WAKE FOREST, N.C. (BP)–There is at once consternation and criticism, along with much anticipation and excitement regarding Mel Gibson’s retelling of the crucifixion of Christ in “The Passion of The Christ.”
Criticism abounds from different quarters, including those who reject the veracity of the four Gospels and those who attribute anti-Semitism to Gibson and anyone else who dares to affirm the culpability of the Jewish figures involved in the crucifixion of Christ as attested by those same Gospels.
There is also a pitched excitement, even fervor, among many who view the release of the movie as a unique opportunity to present the message of the crucified Christ to the world for which Jesus died.
I want to address the latter group who express such excitement about the movie and the opportunities The Passion of The Christ presents for evangelism. I have both a commendation and a concern with respect to the flurry of testimonials, endorsements and strategies to use the movie for such a noble purpose.
I begin with a commendation: As several leaders have suggested, Christians ought to make the most of the opportunity that the release of this movie presents. With all the publicity, news stories, debate, and the release of the film itself, people have the death of Jesus Christ on their minds.
Evangelicals should see this as an open door to share the Good News of eternal life by grace alone through faith alone in the crucified and resurrected Lord Jesus Christ. As Morris H. Chapman, president of the Southern Baptist Convention’s Executive Committee, said, “We must be ready with an answer of why Jesus did what He did.”
But I must also offer a word of caution. I am troubled by the way in which some people are speaking about the movie as it relates to the revelation of God in the Bible, the written Word of God. One viewer of The Passion of The Christ observed that some were crying out, “Have mercy on me, God, I didn’t know, I didn’t know,” after watching the movie. Another viewer reported, “I’ve read the Gospels thousands of times throughout my life, but this was the first time I’d actually stepped into them.”
Such statements are inconsistent with the claims of the Bible about itself. Could we really not know about the crucifixion and its implications for our lives before Gibson made this movie?
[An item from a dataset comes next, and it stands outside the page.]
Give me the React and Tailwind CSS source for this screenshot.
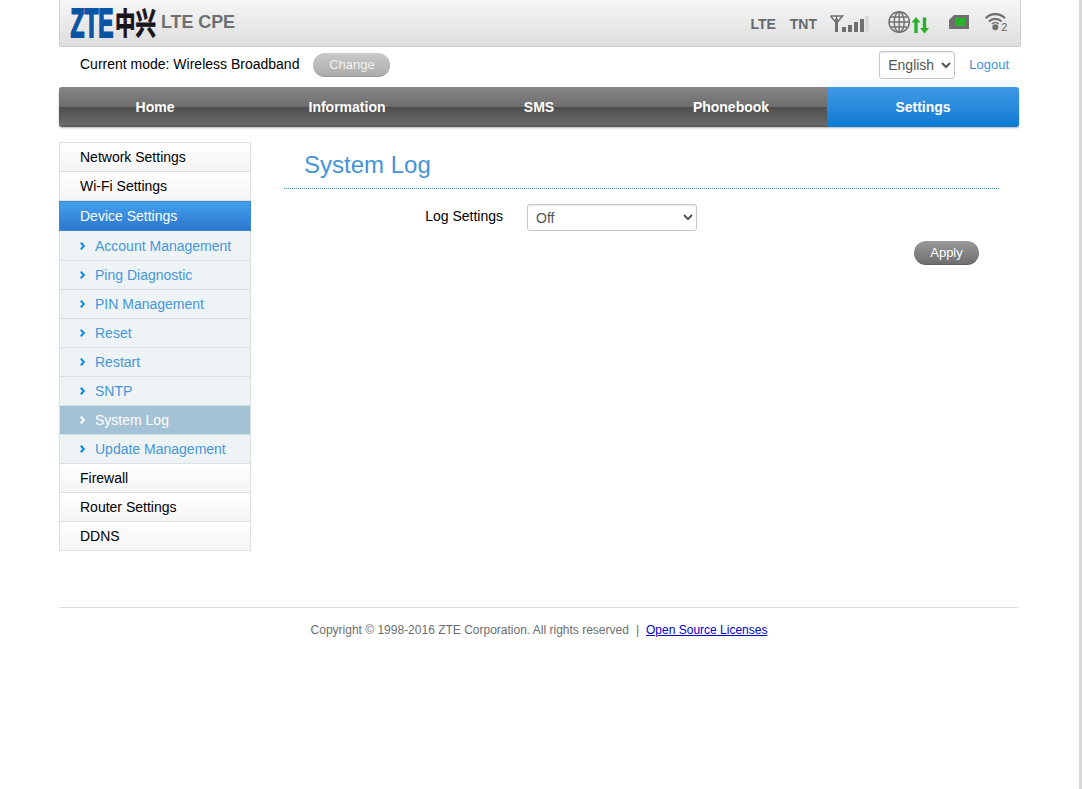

Do we really gain something from the movie that is missing in the sacred text of the Bible? It is as if we are suggesting that the Bible alone, with the illuminating power of the Holy Spirit who inspired it, is simply not sufficient. Do we now need cinematic assistance to make the “living and active” Word (Hebrews 4:12) come to life?
The Passion of The Christ does include significant biblical quotations, and as much as it brings the Scriptures to the audience, it does indeed expose them to the Word of God. But the movie also is shaped by extra-biblical sources such as the visions of the mystic Anne Catherine Emmerich, an 18th-century German nun.
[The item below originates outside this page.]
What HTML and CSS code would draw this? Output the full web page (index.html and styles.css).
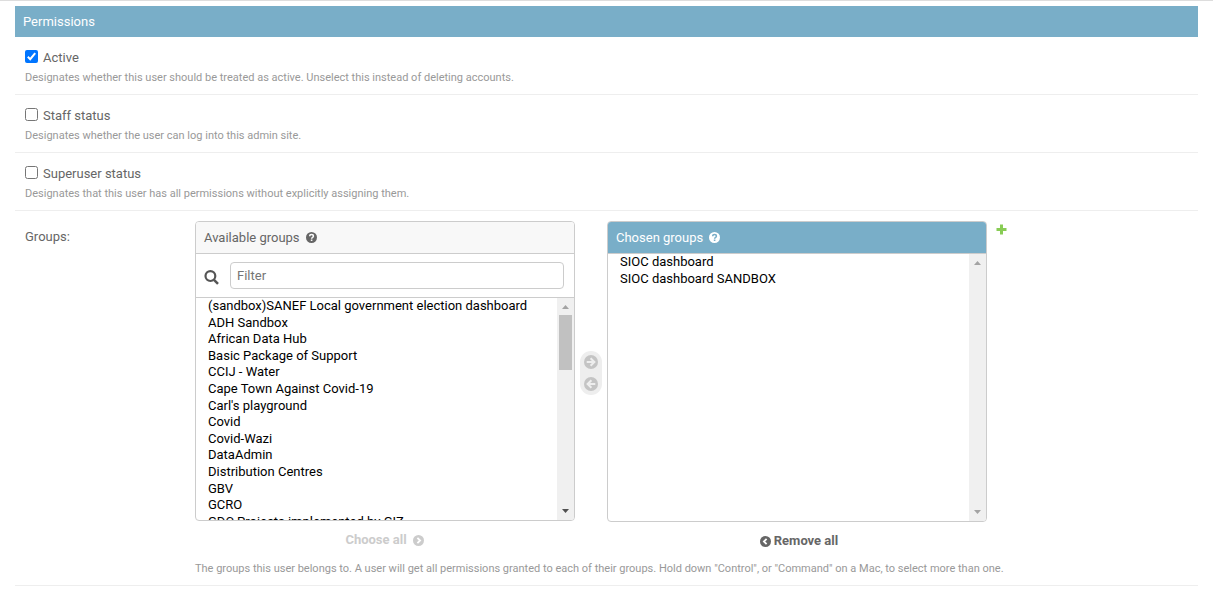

It seems that some people are confusing the emotional and visceral responses they have to the graphic imagery of the movie with the Word of God itself. It sounds as though some think we actually possess an advantage over the generations of Christians who had no opportunity to view such a movie. It’s almost as if to say, “Those poor people only had the Scriptures.”
This is where the Apostle Peter has some very good advice for us. In 2 Peter 1:16-18, the apostle recounts his experience at the transfiguration of Jesus Christ. This was, no doubt, an amazing experience. Peter then informs the church that, as amazing as that experience was, “We have a prophetic word made more sure.”
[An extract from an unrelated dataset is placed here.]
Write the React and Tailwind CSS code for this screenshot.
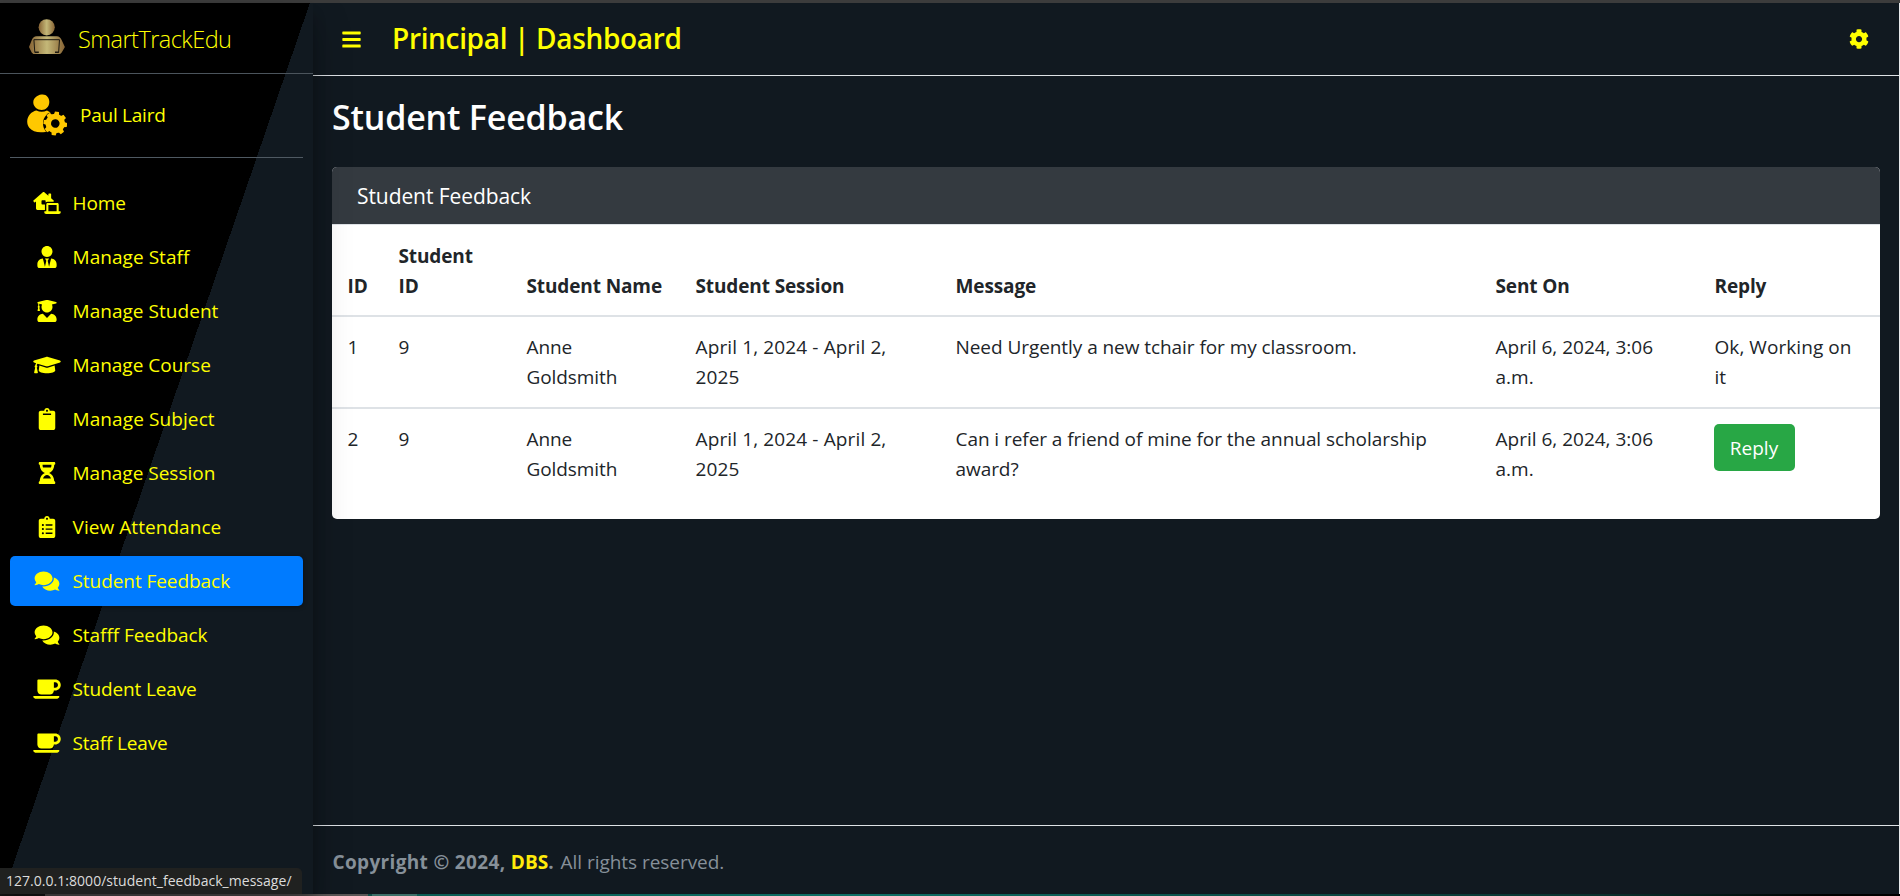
import {
  FaBars,
  FaClipboard,
  FaClipboardList,
  FaCoffee,
  FaCog,
  FaComments,
  FaGraduationCap,
  FaHourglassHalf,
  FaLaptopHouse,
  FaUserGraduate,
  FaUserTie,
} from "react-icons/fa";

const NAV = [
  { label: "Home", icon: FaLaptopHouse, size: "w-7 h-[22px]", track: "tracking-[-0.1px]" },
  { label: "Manage Staff", icon: FaUserTie, size: "w-[22px] h-[22px]", track: "tracking-[0.05px]" },
  { label: "Manage Student", icon: FaUserGraduate, size: "w-[22px] h-[22px]", track: "tracking-[0.04px]" },
  { label: "Manage Course", icon: FaGraduationCap, size: "w-7 h-[22px]", track: "tracking-normal" },
  { label: "Manage Subject", icon: FaClipboard, size: "w-[22px] h-[22px]", track: "tracking-[0.1px]" },
  { label: "Manage Session", icon: FaHourglassHalf, size: "w-[22px] h-[22px]", track: "tracking-normal" },
  { label: "View Attendance", icon: FaClipboardList, size: "w-[22px] h-[22px]", track: "tracking-[0.06px]" },
  { label: "Student Feedback", icon: FaComments, size: "w-[26px] h-[22px]", track: "tracking-[-0.06px]", active: true },
  { label: "Stafff Feedback", icon: FaComments, size: "w-[26px] h-[22px]", track: "tracking-[-0.06px]" },
  { label: "Student Leave", icon: FaCoffee, size: "w-7 h-[22px]", track: "tracking-[-0.13px]" },
  { label: "Staff Leave", icon: FaCoffee, size: "w-7 h-[22px]", track: "tracking-[-0.16px]" },
];

const COLUMNS = [
  { label: "ID", width: "w-[51px]" },
  { label: "Student ID", width: "w-[128px] pr-8" },
  { label: "Student Name", width: "w-[169px]" },
  { label: "Student Session", width: "w-[260px]" },
  { label: "Message", width: "w-[540px]" },
  { label: "Sent On", width: "w-[219px]" },
  { label: "Reply", width: "w-[181px]" },
];

const ROWS = [
  {
    id: 1,
    message: "Need Urgently a new tchair for my classroom.",
    reply: "Ok, Working on it",
  },
  {
    id: 2,
    message: "Can i refer a friend of mine for the annual scholarship award?",
    reply: null,
  },
];

function BrandLogo() {
  return (
    <svg viewBox="0 0 36 36" className="h-9 w-9 shrink-0" aria-hidden="true">
      <defs>
        <linearGradient id="gold" x1="0" x2="1" y1="0" y2="0">
          <stop offset="0" stopColor="#876334" />
          <stop offset="0.5" stopColor="#c4b878" />
          <stop offset="1" stopColor="#876334" />
        </linearGradient>
      </defs>
      <ellipse cx="17.7" cy="8.3" rx="8.1" ry="8.1" fill="url(#gold)" />
      <path
        d="M7.5 17.2h20.4c2.2 0 3.5 1.2 4.6 3.6l3.4 7.2-3.2 5.6-1.6 1.4H4.3l-1.6-1.4L0 28l2.9-7.2c1-2.4 2.4-3.6 4.6-3.6z"
        fill="url(#gold)"
      />
      <path d="M5.800 33.600l-.9-12.900h25.600l-.9 12.900" fill="none" stroke="#1c1810" strokeWidth="1" />
      <path d="M6 32.500h3.800v1.600H6zM26 32.500h3.800v1.600H26z" fill="#1c1810" />
    </svg>
  );
}

function UserGear() {
  return (
    <svg viewBox="0 0 40 42" className="h-[42px] w-10 shrink-0" aria-hidden="true">
      <path d="M14.5.6c4.8-.7 8 3 7.8 7.6-.2 4.6-3.4 7.7-7.6 7.7S6.500 12.800 6.300 8.700 9.700 1.300 14.500.6z" fill="#ffc800" />
      <path
        d="M9.500 16.400c3.200 1.700 7.200 1.700 10.500 0l4.500 2.500v12l-6 7C11 39 5.500 37.500 2.500 34 .2 31.200-.3 27.300.7 24.300c1.300-4.200 4.900-7.300 8.800-7.900z"
        fill="#ffc800"
      />
      <circle cx="28.300" cy="29.500" r="12.300" fill="#000" />
      <g fill="#ffc800" transform="translate(28.300 29.500) rotate(8)">
        <path
          fillRule="evenodd"
          d="M-9.700 0a9.700 9.700 0 1 0 19.400 0a9.700 9.700 0 1 0-19.400 0zM-4.300 0a4.300 4.300 0 1 1 8.600 0a4.300 4.300 0 1 1-8.600 0z"
        />
        {[0, 45, 90, 135, 180, 225, 270, 315].map((angle) => (
          <path key={angle} d="M-2.700-8.500l.700-3.300h4l.700 3.300z" transform={`rotate(${angle})`} />
        ))}
      </g>
    </svg>
  );
}

function Sidebar() {
  return (
    <aside className="relative z-10 flex w-[313px] shrink-0 flex-col bg-[linear-gradient(109deg,#000_50%,#111920_50%)] shadow-[0_18px_35px_rgba(0,0,0,0.25),0_12px_12px_rgba(0,0,0,0.22)]">
      <a className="flex h-[71px] shrink-0 items-start border-b border-[#4b545c] pt-4 pl-[29px]">
        <BrandLogo />
        <span className="ml-[13px] pt-px text-[23.5px] leading-[38px] font-light tracking-[-0.53px]">SmartTrackEdu</span>
      </a>
      <div className="mx-[10px] flex h-[84px] shrink-0 items-start border-b border-[#4f5962] pt-5 pl-[17px]">
        <UserGear />
        <span className="ml-[13px] pt-[6px] text-[19px] leading-[30px] tracking-[-0.25px]">Paul Laird</span>
      </div>
      <nav className="mx-[10px] mt-5 flex flex-col gap-1">
        {NAV.map(({ label, icon: Icon, size, track, active }) => (
          <a
            key={label}
            className={`flex h-[50px] items-center rounded-[5px] pl-[21px] text-[19px] ${
              active ? "bg-[#007bff] shadow-[0_1px_4px_rgba(0,0,0,0.4)]" : ""
            }`}
          >
            <span className="flex w-8 justify-center pb-px">
              <Icon className={size} preserveAspectRatio="xMidYMid meet" />
            </span>
            <span className={`ml-[9.5px] pt-px whitespace-nowrap ${track}`}>{label}</span>
          </a>
        ))}
      </nav>
      <div className="absolute bottom-0 left-0 h-[26px] w-[302px] rounded-tr-[5px] bg-[#202120] pl-[6px] text-[14px] leading-[25px] tracking-[0.03px] whitespace-nowrap text-[#dcdcdc]">
        127.0.0.1:8000/student_feedback_message/
      </div>
    </aside>
  );
}

function FeedbackTable() {
  return (
    <table className="w-full table-fixed text-[19px] leading-[30px] text-[#212529]">
      <thead>
        <tr className="border-b-2 border-[#dee2e6] text-left align-bottom tracking-[-0.12px]">
          {COLUMNS.map(({ label, width }) => (
            <th key={label} className={`${width} px-[15.500px] pt-4 pb-[14px] font-bold`}>
              {label}
            </th>
          ))}
        </tr>
      </thead>
      <tbody>
        {ROWS.map(({ id, message, reply }) => (
          <tr
            key={id}
            className="border-b-2 border-[#dee2e6] align-top last:border-0 [&>td]:px-[15.5px] [&>td]:pt-[15px] [&>td]:pb-[15px]"
          >
            <td>{id}</td>
            <td>9</td>
            <td className="tracking-[-0.08px]">Anne Goldsmith</td>
            <td className="tracking-[0.13px]">April 1, 2024 - April 2, 2025</td>
            <td className="tracking-[-0.06px]">{message}</td>
            <td>April 6, 2024, 3:06 a.m.</td>
            <td className="tracking-[0.06px]">
              {reply ?? (
                <button className="-ml-px block h-[47px] w-[81px] rounded-[5px] bg-[#28a745] pt-px text-white">
                  Reply
                </button>
              )}
            </td>
          </tr>
        ))}
      </tbody>
    </table>
  );
}

export default function App() {
  return (
    <div className="flex h-[896px] w-[1900px] flex-col overflow-hidden bg-[#111920] font-['Open_Sans','Noto_Sans',sans-serif] text-[#ffff00]">
      <div className="h-[3px] shrink-0 bg-[#3c3c3c]" />
      <div className="flex min-h-0 flex-1">
        <Sidebar />
        <div className="flex min-w-0 flex-1 flex-col border-r border-[#e8eaec]">
          <header className="flex h-[73px] shrink-0 items-center border-b border-[#dee2e6] pr-[30px] pl-7">
            <FaBars className="h-[21px] w-[21px]" />
            <h4 className="ml-[30px] pb-[2px] text-[28px] leading-[34px] font-semibold tracking-[-0.33px]">
              Principal | Dashboard
            </h4>
            <FaCog className="ml-auto h-5 w-5" />
          </header>
          <main className="flex-1 px-[19px] pt-[20px]">
            <h1 className="text-[34px] leading-[43px] font-semibold tracking-[-0.19px] text-white">
              Student Feedback
            </h1>
            <section className="mt-[28px] h-[352px] w-[1548px] overflow-hidden rounded-[5px] bg-white">
              <h3 className="h-[58px] border-b border-[#dee2e6] bg-[#343a40] pl-[25px] text-[21px] leading-[58px] tracking-[-0.08px] text-white">
                Student Feedback
              </h3>
              <FeedbackTable />
            </section>
          </main>
          <footer className="h-[69px] shrink-0 border-t border-[#dee2e6] pt-[21px] pl-[19.5px] text-[19px] leading-[30px] text-[#869099]">
            <strong className="tracking-[0.34px]">
              Copyright © 2024, <span className="tracking-[0.1px] text-[#ffeb0a]">DBS</span>.
            </strong>{" "}
            <span className="pl-[1.5px] tracking-[-0.04px]">All rights reserved.</span>
          </footer>
        </div>
      </div>
      <div className="flex h-[2px] shrink-0 bg-black">
        <div className="w-[45px] bg-[#181818]" />
        <div className="w-[323px] bg-[#5a5656]" />
        <div className="w-[4px] bg-[#0f4f48]" />
        <div className="w-[45px] bg-[#3d6f68]" />
        <div className="flex-1 bg-[linear-gradient(90deg,#0b5c53_0%,#0e6f65_30%,#0a2f2c_80%,#000_95%)]" />
      </div>
    </div>
  );
}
More sure than what? For the reader of Scripture, it is surer than Peter’s eyewitness experience of the transfiguration, at which time Peter even heard the voice of God!
What is this “word made more sure”? It is nothing less than the Scripture, written by “holy men of God moved by the Holy Spirit” (2 Peter 1:21). Peter, who did hear God’s voice audibly at the transfiguration, understood that most others would not share such an experience. He also understood that God had spoken a sure word in the text of the Bible, which would bring God’s revelation to all who would hear.
This is a startling claim, and we should not miss its significance for our understanding of a phenomenon like this movie. You see, The Passion of The Christ is simply a movie. It is, by many accounts, a marvelous work of art. But the images in the film that evoke such emotional responses should not be confused with God’s own Word about the crucifixion of the Son of God. Let’s not confuse our experience of the silver screen image of Jim Caviezel with the worship of the crucified Christ according to the Word of God.
That’s right: As amazing as the movie may be, the reading, hearing, meditation upon and preaching of the Scriptures is superior in every way to watching Gibson’s movie. If you think otherwise, then I have some serious questions about your understanding of the power and sufficiency of the God-breathed Scriptures “which are able to make you wise for salvation through faith which is in Jesus Christ” (2 Timothy 3:15).
I hope we’ll heed Peter’s advice about The Passion of The Christ and exercise a bit of caution in the way we think about the movie. At the same time, I hope we’ll make the most of the opportunity afforded us by the movie to commend to this dying world the amazing love of Jesus Christ and eternal life that is found only in Him.
David P. Nelson is an associate professor of systematic theology at Southeastern Baptist Theological Seminary in Wake Forest, N.C.